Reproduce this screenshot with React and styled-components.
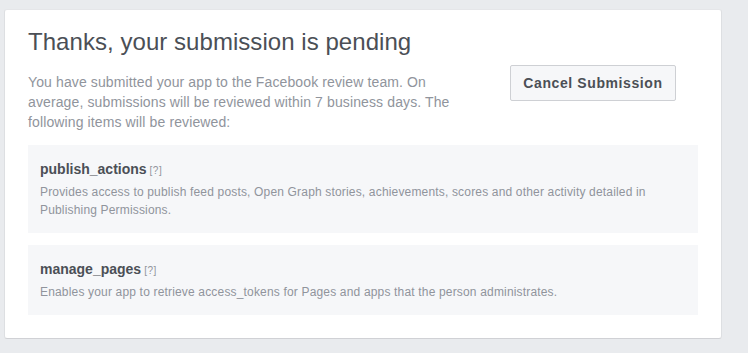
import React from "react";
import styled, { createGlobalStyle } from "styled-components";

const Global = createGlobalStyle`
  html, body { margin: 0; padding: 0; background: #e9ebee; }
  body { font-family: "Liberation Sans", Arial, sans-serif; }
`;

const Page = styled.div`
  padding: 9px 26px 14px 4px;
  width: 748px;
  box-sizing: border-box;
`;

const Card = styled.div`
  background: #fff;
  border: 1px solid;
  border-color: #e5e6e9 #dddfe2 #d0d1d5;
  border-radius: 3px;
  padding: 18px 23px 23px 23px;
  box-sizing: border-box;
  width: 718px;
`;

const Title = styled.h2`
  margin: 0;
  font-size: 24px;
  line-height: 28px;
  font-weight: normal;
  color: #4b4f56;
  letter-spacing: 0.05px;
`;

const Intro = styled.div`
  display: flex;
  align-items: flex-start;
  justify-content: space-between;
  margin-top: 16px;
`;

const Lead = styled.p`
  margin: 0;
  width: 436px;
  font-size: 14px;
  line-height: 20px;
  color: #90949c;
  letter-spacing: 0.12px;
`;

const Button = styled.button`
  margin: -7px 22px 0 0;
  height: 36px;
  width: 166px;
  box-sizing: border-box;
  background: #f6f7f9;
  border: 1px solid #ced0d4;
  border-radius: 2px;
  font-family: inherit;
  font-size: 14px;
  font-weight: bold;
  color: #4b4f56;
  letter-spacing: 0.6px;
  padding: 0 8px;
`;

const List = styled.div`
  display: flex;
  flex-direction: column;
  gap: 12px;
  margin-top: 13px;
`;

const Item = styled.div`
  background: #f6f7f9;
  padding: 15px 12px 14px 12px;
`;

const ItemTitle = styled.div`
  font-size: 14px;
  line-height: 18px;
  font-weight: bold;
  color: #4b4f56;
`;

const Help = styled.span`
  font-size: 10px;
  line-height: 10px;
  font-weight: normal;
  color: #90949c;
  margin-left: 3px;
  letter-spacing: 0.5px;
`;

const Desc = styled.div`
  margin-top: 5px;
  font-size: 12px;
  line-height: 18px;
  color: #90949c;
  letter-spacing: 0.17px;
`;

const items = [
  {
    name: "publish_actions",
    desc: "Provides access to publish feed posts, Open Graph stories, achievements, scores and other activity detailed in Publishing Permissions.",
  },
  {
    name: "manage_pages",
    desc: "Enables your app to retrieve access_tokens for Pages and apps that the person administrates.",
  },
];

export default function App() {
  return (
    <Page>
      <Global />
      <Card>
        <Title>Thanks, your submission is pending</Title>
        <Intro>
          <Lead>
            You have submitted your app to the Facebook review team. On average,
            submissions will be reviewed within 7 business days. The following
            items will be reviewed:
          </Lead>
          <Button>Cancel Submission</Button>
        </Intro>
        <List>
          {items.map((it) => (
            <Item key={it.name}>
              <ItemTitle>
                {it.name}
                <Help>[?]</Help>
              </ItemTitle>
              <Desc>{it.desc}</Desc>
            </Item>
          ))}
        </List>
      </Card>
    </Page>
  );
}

• **AIM**
Copy and report every line where the word "components" is present.

• **ANSWER TO THIS EXERCISE**
Reproduce this screenshot with React and styled-components.
import styled, { createGlobalStyle } from "styled-components";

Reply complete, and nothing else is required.